In 1899, a group of French illustrators led by Jean-Marc Côté was tasked with imagining what France would look like in the year 2000. Their ideas weren’t always on the money but many have been realized albeit not exactly according to the original drawings.
Known as France in the Year 2000 (sometimes as En L’An 2000 – In the Year 2000), these futuristic pictures were released in four installments–in 1899, 1900, 1901, and 1910–and took the form of cigarette/cigar box inserts and, later, postcards.
As happens with so many looks forward, some few predictions came true, many fell comically flat, and a huge number stopped far short of what the future would hold, even just a few years down the road.
The famous futurist author Isaac Asimov came across these cards, miraculously preserved, around 1985. He published them as a book titled Futuredays: A Nineteenth Century Vision of the Year 2000. Asimov comments on fifty cards from that set, admiring whatever was accurate, gently noting where imagination came up short of reality, and respectfully noting how chancy the prediction business can be.

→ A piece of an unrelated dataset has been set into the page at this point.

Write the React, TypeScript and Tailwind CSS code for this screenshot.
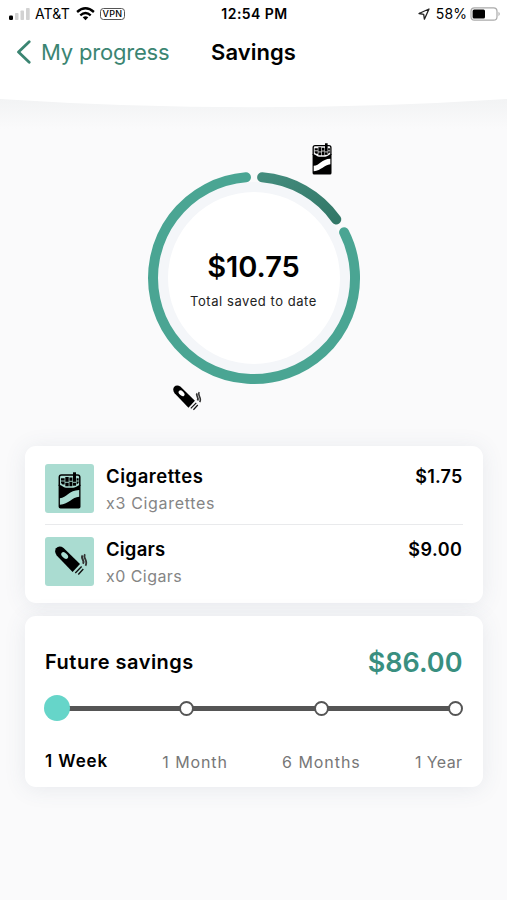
import { useState } from "react";
import clsx from "clsx";

type IconProps = { className?: string };

const products = [
  { name: "Cigarettes", detail: "x3 Cigarettes", amount: "$1.75", Icon: PackIcon, iconClass: "w-[23px] h-[37px] mt-1", nameClass: "tracking-[0.55px]", detailClass: "tracking-[0.68px]", amountClass: "tracking-[0.2px]" },
  { name: "Cigars", detail: "x0 Cigars", amount: "$9.00", Icon: CigarIcon, iconClass: "w-[33px] h-[31px] ml-1", nameClass: "tracking-[0.2px]", detailClass: "tracking-[0.45px]", amountClass: "tracking-[0.5px]" },
];

const periods = [
  { label: "1 Week", active: "tracking-[0.9px]", idle: "tracking-[0.3px]" },
  { label: "1 Month", active: "tracking-[0.3px]", idle: "tracking-[0.9px]" },
  { label: "6 Months", active: "tracking-[0.3px]", idle: "tracking-[0.95px]" },
  { label: "1 Year", active: "tracking-[0.3px]", idle: "tracking-[0.4px]" },
];

export default function App() {
  return (
    <div className="h-[900px] w-[507px] overflow-hidden bg-[#fafafb] font-['Inter',sans-serif] text-black">
      <Header />
      <SavingsRing />
      <main className="flex flex-col gap-[13px] pl-[25px] pr-[24.5px]">
        <ProductCard />
        <FutureSavings />
      </main>
    </div>
  );
}

function Header() {
  return (
    <header className="h-[120px]">
      <div className="h-[99px] bg-white">
        <div className="grid h-[27px] grid-cols-[1fr_auto_1fr] items-center pl-2 pr-[6px]">
          <div className="flex items-center">
            <SignalIcon className="h-[14px] w-[23px]" />
            <span className="ml-1 text-[14px] tracking-[0.15px]">AT&amp;T</span>
            <WifiIcon className="ml-[6px] h-[14px] w-[19px]" />
            <span className="ml-[5px] flex h-[12px] w-[25px] items-center justify-center rounded-[3.5px] border border-[#555] text-[9px] font-medium tracking-[0.3px]">VPN</span>
          </div>
          <span className="text-[14px] font-semibold tracking-[0.45px]">12:54 PM</span>
          <div className="flex items-center justify-end">
            <LocationIcon className="h-3 w-3" />
            <span className="ml-[6px] text-[14px] tracking-[0.1px]">58%</span>
            <BatteryIcon className="ml-[3px] h-[14px] w-[31px]" />
          </div>
        </div>
        <nav className="grid h-[50px] grid-cols-[1fr_auto_1fr] items-center px-4">
          <a className="flex items-center text-[#3b8572]">
            <svg viewBox="0 0 16 24" className="h-6 w-4" fill="none" stroke="currentColor" strokeWidth="2.8" strokeLinecap="round" strokeLinejoin="round">
              <path d="M13.2 1.8 2.5 12l10.7 10.2" />
            </svg>
            <span className="ml-[9px] whitespace-nowrap text-[22px] tracking-[-0.2px]">My progress</span>
          </a>
          <h1 className="text-[22px] font-semibold tracking-[0.05px]">Savings</h1>
        </nav>
      </div>
      <svg viewBox="0 0 507 30" className="block h-[30px] w-full">
        <defs>
          <linearGradient id="headerShade" x1="0" y1="0" x2="0" y2="1">
            <stop offset="0" stopColor="#f2f3f4" />
            <stop offset="1" stopColor="#fafafb" />
          </linearGradient>
        </defs>
        <rect width="507" height="30" fill="url(#headerShade)" />
        <path d="M0 0Q253 16.5 507 0Z" fill="#fff" />
      </svg>
    </header>
  );
}

function SavingsRing() {
  return (
    <section className="relative h-[326px] text-white">
      <svg viewBox="0 0 507 326" className="absolute inset-0 h-full w-full">
        <defs>
          <linearGradient id="packArc" x1="0" y1="0" x2="1" y2="1">
            <stop offset="0" stopColor="#438c7d" />
            <stop offset="1" stopColor="#327767" />
          </linearGradient>
        </defs>
        <g transform="translate(254 158)">
          <circle r="96" fill="#f4f6f9" />
          <circle r="86" fill="#fff" />
          <g fill="none" strokeWidth="10" strokeLinecap="round">
            <path d="M8.1-100.7A101 101 0 0 1 82.3-58.5" stroke="url(#packArc)" />
            <path d="M90.1-45.7A101 101 0 1 1-8-100.7" stroke="#4aa593" />
          </g>
        </g>
      </svg>
      <PackIcon className="absolute left-[312px] top-[23px] h-8 w-5" />
      <CigarIcon className="absolute left-[173px] top-[265px] h-[27px] w-[29px]" />
      <div className="relative flex flex-col items-center pt-[128px] text-black">
        <p className="text-[29px] font-semibold leading-[38px]">$10.75</p>
        <p className="mt-[6px] text-[13px] leading-[18px] tracking-[0.55px] text-[#222]">Total saved to date</p>
      </div>
    </section>
  );
}

function ProductCard() {
  return (
    <section className="h-[157px] rounded-[11px] bg-white px-5 pt-[18px] shadow-[0_2px_22px_rgba(70,85,115,0.10)]">
      {products.map(({ name, detail, amount, Icon, iconClass, nameClass, detailClass, amountClass }, i) => (
        <div key={name} className={clsx("flex", i > 0 && "mt-[11px] border-t border-[#e9eaec] pt-3")}>
          <div className="flex h-[49px] w-[49px] items-center justify-center rounded-[3px] bg-[#aadcd1] text-[#aadcd1]">
            <Icon className={iconClass} />
          </div>
          <div className="ml-3 h-[49px] flex-1">
            <p className={clsx("text-[18.5px] font-semibold leading-6", nameClass)}>{name}</p>
            <p className={clsx("mt-[3px] text-[16px] leading-6 text-[#858585]", detailClass)}>{detail}</p>
          </div>
          <p className={clsx("pt-px text-[18px] font-semibold leading-6", amountClass)}>{amount}</p>
        </div>
      ))}
    </section>
  );
}

function FutureSavings() {
  const [selected, setSelected] = useState(0);

  return (
    <section className="h-[171px] rounded-[11px] bg-white px-5 pt-[26px] shadow-[0_2px_22px_rgba(70,85,115,0.10)]">
      <div className="flex h-10 items-center justify-between">
        <h2 className="text-[20px] font-semibold tracking-[0.5px]">Future savings</h2>
        <p className="pt-[2px] text-[27px] font-semibold text-[#398f80]">$86.00</p>
      </div>
      <div className="relative -mx-px mt-[13px] flex h-[26px] items-center justify-between">
        <div className="absolute left-3 right-2 top-[11px] h-[5px] bg-[#555]" />
        {periods.map(({ label }, i) => (
          <button
            key={label}
            aria-label={label}
            onClick={() => setSelected(i)}
            className={clsx(
              "relative rounded-full",
              selected === i ? "-mr-[11px] h-[26px] w-[26px] bg-[#66d5c9]" : "h-[15px] w-[15px] border-2 border-[#555] bg-white"
            )}
          />
        ))}
      </div>
      <div className="mt-[29px] flex h-6 items-center justify-between">
        {periods.map(({ label, active, idle }, i) => (
          <span key={label} className={clsx(selected === i ? ["text-[17px] font-semibold", active] : ["text-[16px] text-[#777]", idle])}>
            {label}
          </span>
        ))}
      </div>
    </section>
  );
}

// The light details of both icons take the text colour of their container
function PackIcon({ className }: IconProps) {
  return (
    <svg viewBox="0 0 23 37" className={className}>
      <path d="M1.300 14V5.200Q1.300 3 3.500 3H19.500Q21.800 3 21.800 5.200V14" fill="none" stroke="#000" strokeWidth="1.500" />
      <path d="M3 6.200h3.600v6.300H4.500L3 11zM7.300 5h3.400v9.300H7.300zM11.400 5.500h3v8.800h-3zM18.600 6.200h2v4.800l-2 1.500z" />
      <path d="M15 .3h3v13.400h-3z" />
      <path d="M2.600 9H6.800M7 10.300H11M11.200 9.300h3.400M15 10.300h3M18.400 9h2.500" stroke="currentColor" strokeWidth=".9" />
      <path d="M.6 12.800C4 13 5.200 15.700 8 15.800h7.300c2.800 0 4-2.500 7.200-3v21.900q0 1.800-1.700 1.800H2.500Q.6 36.500.6 34.700Z" />
      <path fill="currentColor" d="M1.900 26.300C8.700 26 11 18.300 21.200 18.100v6.600C14 25.200 11 32 1.900 32.700Z" />
    </svg>
  );
}

function CigarIcon({ className }: IconProps) {
  return (
    <svg viewBox="0 0 33 31" className={className}>
      <path d="M1 2.200Q4.200-1 8.600 1.900L25 18 17.600 26 1.700 9.600Q-1 5.500 1 2.200Z" />
      <ellipse cx="9.700" cy="9.500" rx="4" ry="2.500" transform="rotate(43 9.700 9.500)" fill="currentColor" />
      <path d="m26.600 20.500-6.300 6.400M28.300 23l-5 5.400" stroke="#111" strokeWidth="1.400" />
      <path d="M27.700 9.500c-2.700 2.700 2.600 4.400.3 8.300" fill="none" stroke="#333" strokeWidth="2" />
      <path d="M30 8.200c-2.600 4 3.600 6.200.5 11.500" fill="none" stroke="#333" strokeWidth="1.800" />
    </svg>
  );
}

function SignalIcon({ className }: IconProps) {
  return (
    <svg viewBox="0 0 23 14" className={className}>
      <rect x="1" y="8.500" width="4" height="4.500" rx="1.200" />
      <g fill="#d2d2d2">
        <rect x="7" y="6" width="3.500" height="7" rx=".8" />
        <rect x="12.500" y="3.500" width="3.500" height="9.500" rx=".8" />
        <rect x="18" y="1" width="3.700" height="12" rx=".8" />
      </g>
    </svg>
  );
}

function WifiIcon({ className }: IconProps) {
  return (
    <svg viewBox="0 0 19 14" className={className} fill="none" stroke="#000" strokeWidth="2.400">
      <path d="M1.100 5Q9.500-2.300 17.900 5M4.300 8.300Q9.500 3.900 14.700 8.300" />
      <path d="M6.700 10.300Q9.500 8 12.300 10.300L9.500 13.300Z" fill="#000" stroke="none" />
    </svg>
  );
}

function LocationIcon({ className }: IconProps) {
  return (
    <svg viewBox="0 0 12 12" className={className} fill="none" stroke="#222" strokeWidth="1.300" strokeLinejoin="round">
      <path d="M11 1 1 5.500l4.700.8.700 4.900Z" />
    </svg>
  );
}

function BatteryIcon({ className }: IconProps) {
  return (
    <svg viewBox="0 0 31 14" className={className}>
      <rect x="1" y=".8" width="26" height="12.400" rx="3.500" fill="#fff" stroke="#aaa" strokeWidth="1.200" />
      <rect x="2.600" y="2.500" width="12.400" height="9" rx="1.500" />
      <path d="M28.500 4.800q2.500 2.200 0 4.400Z" fill="#aaa" />
    </svg>
  );
}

One point pervading the set was that, however much the technology might advance in a hundred years, the artist felt that clothing styles had reached perfection in 1900 and that no change of materials or cultural norms would ever change women’s long skirts, elaborate bodices, and complex hairstyles – not even in underwater sports.
In a way, the predictions are limited: there’s no space travel, no personal computer, and much of the machinery functions by levers, pulleys, and propellers — the common mechanical features of the early 1900s. Fashion and gender roles also remain rigidly entrenched in 20th-century norms. However, the collection is an insightful visual time capsule into the early 20th-century futuristic imagination.
(Photo credit: Wikimedia Commons).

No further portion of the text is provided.